Disadvantage #2: ETFs are expensive to buy and sell. Whereas buying an index fund is typically free (if investing directly with the fund company), ETFs are bought like stocks. In other words, you make your trades through a broker, which means paying a trading commission every time you buy or sell. This makes ETFs a horrible way to invest for anyone making regular investments to their portfolio. For most individual indexers, this disadvantage alone makes ETFs a very unattractive proposition. Even if you only do infrequent rebalancing, this commission cost can outweigh the advantages of ETFs and tip the balance towards using traditional index funds.

Noteworthy by its absence from our discussion is another kind of cost—the expense ratio. For a long time, the cost advantages of ETFs were loudly trumpeted as a major advantage. And for institutions with hundreds of millions of dollars to invest, even a small difference in expenses can indeed be a major part of the calculation. But for individuals, the differences in expenses between traditional index funds and ETFs have always appeared more significant on paper than they are in reality. For example, the largest ETF that tracks the S&P 500 index has an expense ratio of 0.12%. That's just two-thirds the 0.18% charged by Vanguard's 500 index fund. Sounds like a big difference! But for most of us it really isn't, amounting to just $6 per $10,000 invested. And now that Fidelity and Vanguard have made it easier to qualify for their Spartan and Admiral share classes, which carry expenses of 0.09% and 0.10% respectively, any difference in expenses between ETFs and the traditional index funds has become a non-factor.

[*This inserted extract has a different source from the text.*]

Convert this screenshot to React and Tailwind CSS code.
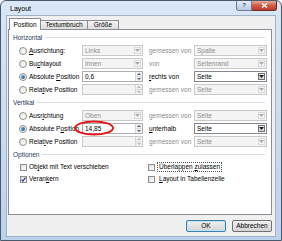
import React from "react";

function Arrow({ dark }) {
  return (
    <svg width="5" height="3" viewBox="0 0 5 3">
      <path d="M0 0h5L2.5 3z" fill={dark ? "#1a1a1a" : "#a9a9a9"} />
    </svg>
  );
}

function Combo({ value, w, enabled }) {
  return (
    <div
      className={`flex h-[11px] ${w} items-stretch border ${
        enabled ? "border-[#828790] bg-white text-black" : "border-[#c9c9c9] bg-[#f4f4f4] text-[#8d8d8d]"
      }`}
    >
      <span className="flex-1 pl-[2px] leading-[9px]">{value}</span>
      <span
        className={`m-px flex w-[7px] items-center justify-center border ${
          enabled ? "border-[#707070] bg-gradient-to-b from-[#f2f2f2] to-[#d5d5d5]" : "border-[#d9d9d9] bg-[#f4f4f4]"
        }`}
      >
        <Arrow dark={enabled} />
      </span>
    </div>
  );
}

function Spin({ value, enabled }) {
  const c = enabled ? "#4d6185" : "#b5b5b5";
  return (
    <div
      className={`flex h-[11px] w-[61px] items-stretch border ${
        enabled ? "border-[#abadb3] bg-white" : "border-[#c9c9c9] bg-[#f4f4f4]"
      }`}
    >
      <span className="flex-1 pl-[2px] leading-[9px] text-black">{value}</span>
      <span className="flex w-[7px] flex-col border-l border-[#d6d6d6] bg-[#f0f0f0]">
        <span className="flex flex-1 items-center justify-center">
          <svg width="4" height="2" viewBox="0 0 4 2">
            <path d="M0 2h4L2 0z" fill={c} />
          </svg>
        </span>
        <span className="flex flex-1 items-center justify-center border-t border-[#dcdcdc]">
          <svg width="4" height="2" viewBox="0 0 4 2">
            <path d="M0 0h4L2 2z" fill={c} />
          </svg>
        </span>
      </span>
    </div>
  );
}

function Radio({ on }) {
  return (
    <span className="flex h-[8px] w-[8px] items-center justify-center rounded-full border border-[#8e8f8f] bg-gradient-to-br from-[#e6e6e6] to-white">
      {on && <span className="h-[4px] w-[4px] rounded-full bg-gradient-to-br from-[#6fb4ea] to-[#15508f]" />}
    </span>
  );
}

function Check({ on }) {
  return (
    <span className="flex h-[7px] w-[7px] items-center justify-center border border-[#8e8f8f] bg-gradient-to-br from-[#dcdcdc] to-white">
      {on && (
        <svg width="5" height="5" viewBox="0 0 5 5">
          <path d="M0.5 2.6l1.4 1.5L4.5 0.6" fill="none" stroke="#24367a" strokeWidth="1.1" />
        </svg>
      )}
    </span>
  );
}

function Header({ children }) {
  return (
    <div className="flex h-[13px] items-center gap-[3px] pl-[4px] pr-[6px] text-[#1e395b]">
      <span>{children}</span>
      <span className="h-px flex-1 bg-[#d5dfe5]" />
    </div>
  );
}

function Row({ radio, label, field, label2, gray2, combo }) {
  return (
    <div className="flex h-[13px] items-center pl-[10px]">
      <Radio on={radio} />
      <span className="ml-[2px] w-[53px]">{label}</span>
      {field}
      <span className={`ml-[6px] w-[45px] ${gray2 ? "text-[#8d8d8d]" : ""}`}>{label2}</span>
      {combo}
    </div>
  );
}

const u = (s) => <span className="underline">{s}</span>;

export default function App() {
  return (
    <div className="flex h-[241px] w-[282px] flex-col rounded-t-[6px] border border-[#4a5a6e] bg-gradient-to-b from-[#d9e7f6] to-[#bcd2ea] font-['Liberation_Sans',Arial,sans-serif] text-[6.5px] text-black">
      <div className="flex h-[14px] items-start">
        <span className="pl-[9px] pt-[3px] text-[7px]">Layout</span>
        <div className="ml-auto mr-[4px] flex">
          <span className="flex h-[10px] w-[16px] items-center justify-center rounded-bl-[3px] border border-t-0 border-[#6d7f96] bg-gradient-to-b from-[#e4edf7] to-[#b7cbe2] text-[6px] font-bold text-[#3a4a60]">
            ?
          </span>
          <span className="flex h-[10px] w-[25px] items-center justify-center rounded-br-[3px] border border-l-0 border-t-0 border-[#6e2a22] bg-gradient-to-b from-[#e9a99a] via-[#cf5a44] to-[#c0382a]">
            <svg width="7" height="5" viewBox="0 0 7 5">
              <path d="M1 0.5l5 4M6 0.5l-5 4" stroke="white" strokeWidth="1.4" />
            </svg>
          </span>
        </div>
      </div>

      <div className="mx-[5px] flex h-[222px] flex-col border border-[#9fb3c8] bg-[#f0f0f0]">
        <div className="mt-[2px] ml-[2px] flex h-[12px] items-end">
          <span className="relative z-10 flex h-[12px] w-[32px] items-center justify-center border border-b-0 border-[#898c95] bg-white">
            Position
          </span>
          <span className="-ml-px flex h-[10px] w-[48px] items-center justify-center border border-[#898c95] bg-gradient-to-b from-[#f3f3f3] to-[#dddddd]">
            Textumbruch
          </span>
          <span className="-ml-px flex h-[10px] w-[32px] items-center justify-center border border-[#898c95] bg-gradient-to-b from-[#f3f3f3] to-[#dddddd]">
            Größe
          </span>
        </div>

        <div className="-mt-px ml-[1px] flex h-[186px] w-[264px] flex-col border border-[#898c95] bg-white pt-px">
          <Header>Horizontal</Header>
          <Row label={<>{u("A")}usrichtung:</>} field={<Combo w="w-[61px]" value="Links" />} label2="gemessen von" gray2 combo={<Combo w="w-[73px]" value="Spalte" />} />
          <Row label={<>Bu{u("c")}hlayout</>} field={<Combo w="w-[61px]" value="Innen" />} label2="von" gray2 combo={<Combo w="w-[73px]" value="Seitenrand" />} />
          <Row radio label={<>Absolute {u("P")}osition</>} field={<Spin value="0,6" enabled />} label2={<>{u("r")}echts von</>} combo={<Combo w="w-[73px]" value="Seite" enabled />} />
          <Row label={<>Rela{u("t")}ive Position</>} field={<Spin value="" />} label2="gemessen von" gray2 combo={<Combo w="w-[73px]" value="Seite" />} />

          <Header>Vertikal</Header>
          <Row label={<>Ausr{u("i")}chtung</>} field={<Combo w="w-[61px]" value="Oben" />} label2="gemessen von" gray2 combo={<Combo w="w-[73px]" value="Seite" />} />
          <Row
            radio
            label={<>Absolute P{u("o")}sition</>}
            field={
              <div className="relative">
                <Spin value="14,85" enabled />
                <svg className="absolute -left-[9px] -top-[3px]" width="42" height="16" viewBox="0 0 42 16">
                  <ellipse cx="21" cy="8" rx="19" ry="6.5" fill="none" stroke="#e3151a" strokeWidth="2" />
                </svg>
              </div>
            }
            label2={<>{u("u")}nterhalb</>}
            combo={<Combo w="w-[73px]" value="Seite" enabled />}
          />
          <Row label={<>Relat{u("i")}ve Position</>} field={<Spin value="" />} label2="gemessen von" gray2 combo={<Combo w="w-[73px]" value="Seite" />} />

          <Header>Optionen</Header>
          <div className="flex h-[12px] items-center">
            <div className="flex w-[139px] items-center gap-[2px] pl-[11px]">
              <Check />
              <span>Ob{u("j")}ekt mit Text verschieben</span>
            </div>
            <div className="flex items-center gap-[2px]">
              <Check />
              <span className="border border-dotted border-[#555] px-px leading-[8px]">Überlappen {u("z")}ulassen</span>
            </div>
          </div>
          <div className="flex h-[12px] items-center">
            <div className="flex w-[139px] items-center gap-[2px] pl-[11px]">
              <Check on />
              <span>Veran{u("k")}ern</span>
            </div>
            <div className="flex items-center gap-[2px]">
              <Check />
              <span className="pl-[2px]">{u("L")}ayout in Tabellenzelle</span>
            </div>
          </div>
        </div>

        <div className="mt-[5px] flex justify-end gap-[6px] pr-[3px]">
          <button className="h-[12px] w-[40px] rounded-[2px] border border-[#3c7fb1] bg-gradient-to-b from-[#f2f2f2] to-[#d4d4d4] text-[6.5px] leading-[10px] shadow-[inset_0_0_0_1px_#bde3f7]">
            OK
          </button>
          <button className="h-[12px] w-[40px] rounded-[2px] border border-[#707070] bg-gradient-to-b from-[#f2f2f2] to-[#d4d4d4] text-[6.5px] leading-[10px]">
            Abbrechen
          </button>
        </div>
      </div>
    </div>
  );
}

Most investors would pay far more in trading commissions buying their ETFs than they'd save in expenses.

To sum up, the primary advantages offered by ETFs are of greater value to institutions and high-dollar investors than most "regular folks." While ETFs get lots of media attention, individual investors are likely to find the old-fashioned index funds recommended in SMI's Just-the-Basics strategy both easier to use and more cost effective. That's a winning combination.